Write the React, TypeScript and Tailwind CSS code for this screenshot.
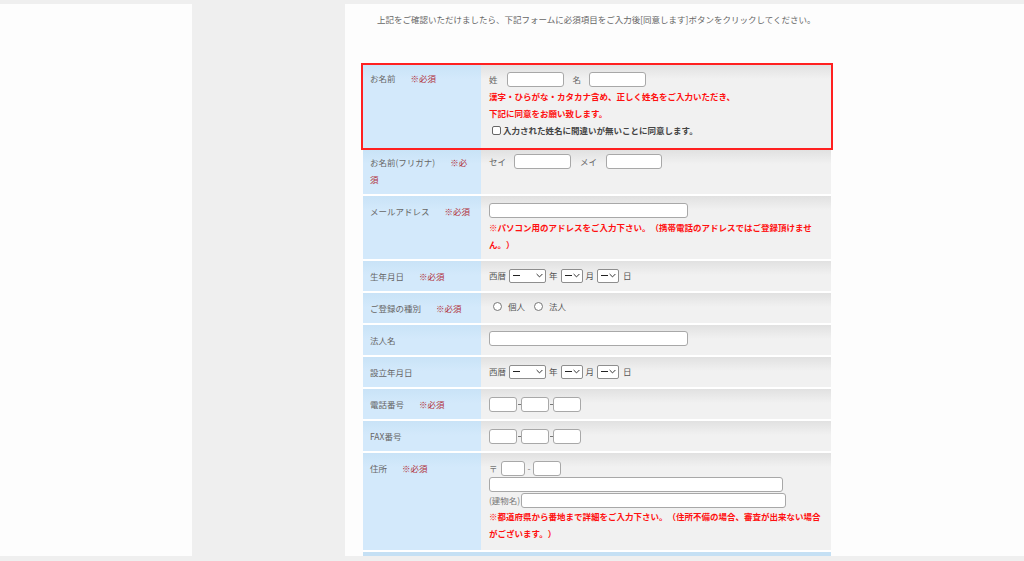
import React from "react";

type C = { children?: React.ReactNode };

const Inp = ({ cls }: { cls: string }) => (
  <span className={`inline-block h-[15px] shrink-0 rounded-[3px] border border-[#a8a8a8] bg-white ${cls}`} />
);

const Sel = ({ cls }: { cls: string }) => (
  <span className={`flex h-[14px] shrink-0 items-center justify-between rounded-[2px] border border-[#8e8e8e] bg-white pl-[3px] pr-[2px] ${cls}`}>
    <span className="h-[1.5px] w-[7px] bg-[#222]" />
    <svg width="7" height="5" viewBox="0 0 7 5">
      <path d="M0.6 1L3.5 3.9L6.4 1" stroke="#333" fill="none" strokeWidth="1" />
    </svg>
  </span>
);

const Req = () => <span className="ml-[15px] text-[#b0303a]">※必須</span>;

const Row = ({
  label,
  req,
  h,
  children,
  vcls = "",
  lcls = "pt-[7px]",
}: C & { label: string; req?: boolean; h: string; vcls?: string; lcls?: string }) => (
  <div className={`flex ${h}`}>
    <div className={`w-[118px] shrink-0 bg-[linear-gradient(#c9e3f7,#d3e9fb_14px)] pl-[7px] pr-[6px] leading-[17px] text-[#666] ${lcls}`}>
      {label}
      {req && <Req />}
    </div>
    <div className={`flex-1 bg-[linear-gradient(#e1e1e1,#f1f1f1_14px)] pl-[8px] pr-[8px] ${vcls}`}>{children}</div>
  </div>
);

const Red = ({ children }: C) => <div className="font-bold leading-[17px] text-[#ff1010]">{children}</div>;

const Dash = () => <span className="mx-[0.5px] h-px w-[3px] shrink-0 bg-[#777]" />;

const DateSel = () => (
  <div className="flex h-[17px] items-center text-[#555]">
    <span>西暦</span>
    <Sel cls="ml-[3px] w-[37px]" />
    <span className="ml-[3px]">年</span>
    <Sel cls="ml-[3px] w-[22px]" />
    <span className="ml-[3px]">月</span>
    <Sel cls="ml-[3px] w-[22px]" />
    <span className="ml-[4px]">日</span>
  </div>
);

const Radio = () => <span className="inline-block h-[9px] w-[9px] rounded-full border border-[#777] bg-white" />;

export default function App() {
  return (
    <div className="h-[561px] w-[1024px] overflow-hidden bg-[#efefef] pt-[4px] font-['Noto_Sans_CJK_JP','Noto_Sans',sans-serif] text-[8.5px] [text-spacing-trim:space-all]">
      <div className="flex h-[552px]">
        <div className="w-[192px] bg-[#fdfdfd]" />
        <div className="w-[153px]" />
        <div className="flex-1 overflow-hidden bg-[#fdfdfd]">
          <div className="pl-[32px] pt-[9px] leading-[12px] text-[#666]">
            上記をご確認いただけましたら、下記フォームに必須項目をご入力後[同意します]ボタンをクリックしてください。
          </div>
          <div className="ml-[18px] mt-[40px] flex w-[468px] flex-col gap-[2px] bg-white">
            <div className="outline-2 outline-[#ff2020]">
              <Row label="お名前" req h="h-[83px]" vcls="pt-[6px]" lcls="pt-[5px]">
                <div className="flex h-[17px] items-center text-[#666]">
                  <span>姓</span>
                  <Inp cls="ml-[9px] w-[57px]" />
                  <span className="ml-[9px]">名</span>
                  <Inp cls="ml-[8px] w-[57px]" />
                </div>
                <Red>漢字・ひらがな・カタカナ含め、正しく姓名をご入力いただき、</Red>
                <Red>下記に同意をお願い致します。</Red>
                <div className="flex h-[17px] items-center font-bold text-[#444]">
                  <span className="ml-[3px] mr-[2px] inline-block h-[9px] w-[9px] rounded-[2px] border border-[#666] bg-white" />
                  入力された姓名に間違いが無いことに同意します。
                </div>
              </Row>
            </div>
            <Row label="お名前(フリガナ)" req h="h-[44px]" vcls="pt-[4px]" lcls="pt-[4px]">
              <div className="flex h-[15px] items-center text-[#666]">
                <span>セイ</span>
                <Inp cls="ml-[8px] w-[57px]" />
                <span className="ml-[9px]">メイ</span>
                <Inp cls="ml-[9px] w-[56px]" />
              </div>
            </Row>
            <Row label="メールアドレス" req h="h-[63px]" vcls="pt-[7px]">
              <div className="flex h-[16px]">
                <Inp cls="w-[199px]" />
              </div>
              <Red>※パソコン用のアドレスをご入力下さい。（携帯電話のアドレスではご登録頂けません。）</Red>
            </Row>
            <Row label="生年月日" req h="h-[30px]" vcls="pt-[6px]">
              <DateSel />
            </Row>
            <Row label="ご登録の種別" req h="h-[30px]" vcls="pt-[5px]">
              <div className="flex h-[17px] items-center text-[#555]">
                <span className="ml-[4px]" />
                <Radio />
                <span className="ml-[6px]">個人</span>
                <span className="ml-[9px]" />
                <Radio />
                <span className="ml-[6px]">法人</span>
              </div>
            </Row>
            <Row label="法人名" h="h-[30px]" vcls="pt-[6px]">
              <div className="flex h-[16px]">
                <Inp cls="w-[199px]" />
              </div>
            </Row>
            <Row label="設立年月日" h="h-[30px]" vcls="pt-[6px]">
              <DateSel />
            </Row>
            <Row label="電話番号" req h="h-[30px]" vcls="pt-[7px]">
              <div className="flex h-[16px] items-center">
                <Inp cls="w-[28px]" />
                <Dash />
                <Inp cls="w-[28px]" />
                <Dash />
                <Inp cls="w-[28px]" />
              </div>
            </Row>
            <Row label="FAX番号" h="h-[30px]" vcls="pt-[7px]">
              <div className="flex h-[16px] items-center">
                <Inp cls="w-[28px]" />
                <Dash />
                <Inp cls="w-[28px]" />
                <Dash />
                <Inp cls="w-[28px]" />
              </div>
            </Row>
            <Row label="住所" req h="h-[97px]" vcls="pt-[7px]">
              <div className="flex h-[16px] items-center text-[#777]">
                <span>〒</span>
                <Inp cls="ml-[3px] w-[24px]" />
                <span className="ml-[3px]">-</span>
                <Inp cls="ml-[3px] w-[28px]" />
              </div>
              <div className="flex h-[16px] items-center">
                <Inp cls="w-[294px]" />
              </div>
              <div className="flex h-[16px] items-center text-[#777]">
                <span>(建物名)</span>
                <Inp cls="ml-px w-[265px]" />
              </div>
              <Red>※都道府県から番地まで詳細をご入力下さい。（住所不備の場合、審査が出来ない場合がございます。）</Red>
            </Row>
            <div className="h-[20px] bg-[#c5e0f4]" />
          </div>
        </div>
      </div>
    </div>
  );
}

• TASK BRIEF
All of the lines above should be printed exactly, minus the pictures.

• COMPLETE ANSWER
Write the React, TypeScript and Tailwind CSS code for this screenshot.
import React from "react";

type C = { children?: React.ReactNode };

const Inp = ({ cls }: { cls: string }) => (
  <span className={`inline-block h-[15px] shrink-0 rounded-[3px] border border-[#a8a8a8] bg-white ${cls}`} />
);

const Sel = ({ cls }: { cls: string }) => (
  <span className={`flex h-[14px] shrink-0 items-center justify-between rounded-[2px] border border-[#8e8e8e] bg-white pl-[3px] pr-[2px] ${cls}`}>
    <span className="h-[1.5px] w-[7px] bg-[#222]" />
    <svg width="7" height="5" viewBox="0 0 7 5">
      <path d="M0.6 1L3.5 3.9L6.4 1" stroke="#333" fill="none" strokeWidth="1" />
    </svg>
  </span>
);

const Req = () => <span className="ml-[15px] text-[#b0303a]">※必須</span>;

const Row = ({
  label,
  req,
  h,
  children,
  vcls = "",
  lcls = "pt-[7px]",
}: C & { label: string; req?: boolean; h: string; vcls?: string; lcls?: string }) => (
  <div className={`flex ${h}`}>
    <div className={`w-[118px] shrink-0 bg-[linear-gradient(#c9e3f7,#d3e9fb_14px)] pl-[7px] pr-[6px] leading-[17px] text-[#666] ${lcls}`}>
      {label}
      {req && <Req />}
    </div>
    <div className={`flex-1 bg-[linear-gradient(#e1e1e1,#f1f1f1_14px)] pl-[8px] pr-[8px] ${vcls}`}>{children}</div>
  </div>
);

const Red = ({ children }: C) => <div className="font-bold leading-[17px] text-[#ff1010]">{children}</div>;

const Dash = () => <span className="mx-[0.5px] h-px w-[3px] shrink-0 bg-[#777]" />;

const DateSel = () => (
  <div className="flex h-[17px] items-center text-[#555]">
    <span>西暦</span>
    <Sel cls="ml-[3px] w-[37px]" />
    <span className="ml-[3px]">年</span>
    <Sel cls="ml-[3px] w-[22px]" />
    <span className="ml-[3px]">月</span>
    <Sel cls="ml-[3px] w-[22px]" />
    <span className="ml-[4px]">日</span>
  </div>
);

const Radio = () => <span className="inline-block h-[9px] w-[9px] rounded-full border border-[#777] bg-white" />;

export default function App() {
  return (
    <div className="h-[561px] w-[1024px] overflow-hidden bg-[#efefef] pt-[4px] font-['Noto_Sans_CJK_JP','Noto_Sans',sans-serif] text-[8.5px] [text-spacing-trim:space-all]">
      <div className="flex h-[552px]">
        <div className="w-[192px] bg-[#fdfdfd]" />
        <div className="w-[153px]" />
        <div className="flex-1 overflow-hidden bg-[#fdfdfd]">
          <div className="pl-[32px] pt-[9px] leading-[12px] text-[#666]">
            上記をご確認いただけましたら、下記フォームに必須項目をご入力後[同意します]ボタンをクリックしてください。
          </div>
          <div className="ml-[18px] mt-[40px] flex w-[468px] flex-col gap-[2px] bg-white">
            <div className="outline-2 outline-[#ff2020]">
              <Row label="お名前" req h="h-[83px]" vcls="pt-[6px]" lcls="pt-[5px]">
                <div className="flex h-[17px] items-center text-[#666]">
                  <span>姓</span>
                  <Inp cls="ml-[9px] w-[57px]" />
                  <span className="ml-[9px]">名</span>
                  <Inp cls="ml-[8px] w-[57px]" />
                </div>
                <Red>漢字・ひらがな・カタカナ含め、正しく姓名をご入力いただき、</Red>
                <Red>下記に同意をお願い致します。</Red>
                <div className="flex h-[17px] items-center font-bold text-[#444]">
                  <span className="ml-[3px] mr-[2px] inline-block h-[9px] w-[9px] rounded-[2px] border border-[#666] bg-white" />
                  入力された姓名に間違いが無いことに同意します。
                </div>
              </Row>
            </div>
            <Row label="お名前(フリガナ)" req h="h-[44px]" vcls="pt-[4px]" lcls="pt-[4px]">
              <div className="flex h-[15px] items-center text-[#666]">
                <span>セイ</span>
                <Inp cls="ml-[8px] w-[57px]" />
                <span className="ml-[9px]">メイ</span>
                <Inp cls="ml-[9px] w-[56px]" />
              </div>
            </Row>
            <Row label="メールアドレス" req h="h-[63px]" vcls="pt-[7px]">
              <div className="flex h-[16px]">
                <Inp cls="w-[199px]" />
              </div>
              <Red>※パソコン用のアドレスをご入力下さい。（携帯電話のアドレスではご登録頂けません。）</Red>
            </Row>
            <Row label="生年月日" req h="h-[30px]" vcls="pt-[6px]">
              <DateSel />
            </Row>
            <Row label="ご登録の種別" req h="h-[30px]" vcls="pt-[5px]">
              <div className="flex h-[17px] items-center text-[#555]">
                <span className="ml-[4px]" />
                <Radio />
                <span className="ml-[6px]">個人</span>
                <span className="ml-[9px]" />
                <Radio />
                <span className="ml-[6px]">法人</span>
              </div>
            </Row>
            <Row label="法人名" h="h-[30px]" vcls="pt-[6px]">
              <div className="flex h-[16px]">
                <Inp cls="w-[199px]" />
              </div>
            </Row>
            <Row label="設立年月日" h="h-[30px]" vcls="pt-[6px]">
              <DateSel />
            </Row>
            <Row label="電話番号" req h="h-[30px]" vcls="pt-[7px]">
              <div className="flex h-[16px] items-center">
                <Inp cls="w-[28px]" />
                <Dash />
                <Inp cls="w-[28px]" />
                <Dash />
                <Inp cls="w-[28px]" />
              </div>
            </Row>
            <Row label="FAX番号" h="h-[30px]" vcls="pt-[7px]">
              <div className="flex h-[16px] items-center">
                <Inp cls="w-[28px]" />
                <Dash />
                <Inp cls="w-[28px]" />
                <Dash />
                <Inp cls="w-[28px]" />
              </div>
            </Row>
            <Row label="住所" req h="h-[97px]" vcls="pt-[7px]">
              <div className="flex h-[16px] items-center text-[#777]">
                <span>〒</span>
                <Inp cls="ml-[3px] w-[24px]" />
                <span className="ml-[3px]">-</span>
                <Inp cls="ml-[3px] w-[28px]" />
              </div>
              <div className="flex h-[16px] items-center">
                <Inp cls="w-[294px]" />
              </div>
              <div className="flex h-[16px] items-center text-[#777]">
                <span>(建物名)</span>
                <Inp cls="ml-px w-[265px]" />
              </div>
              <Red>※都道府県から番地まで詳細をご入力下さい。（住所不備の場合、審査が出来ない場合がございます。）</Red>
            </Row>
            <div className="h-[20px] bg-[#c5e0f4]" />
          </div>
        </div>
      </div>
    </div>
  );
}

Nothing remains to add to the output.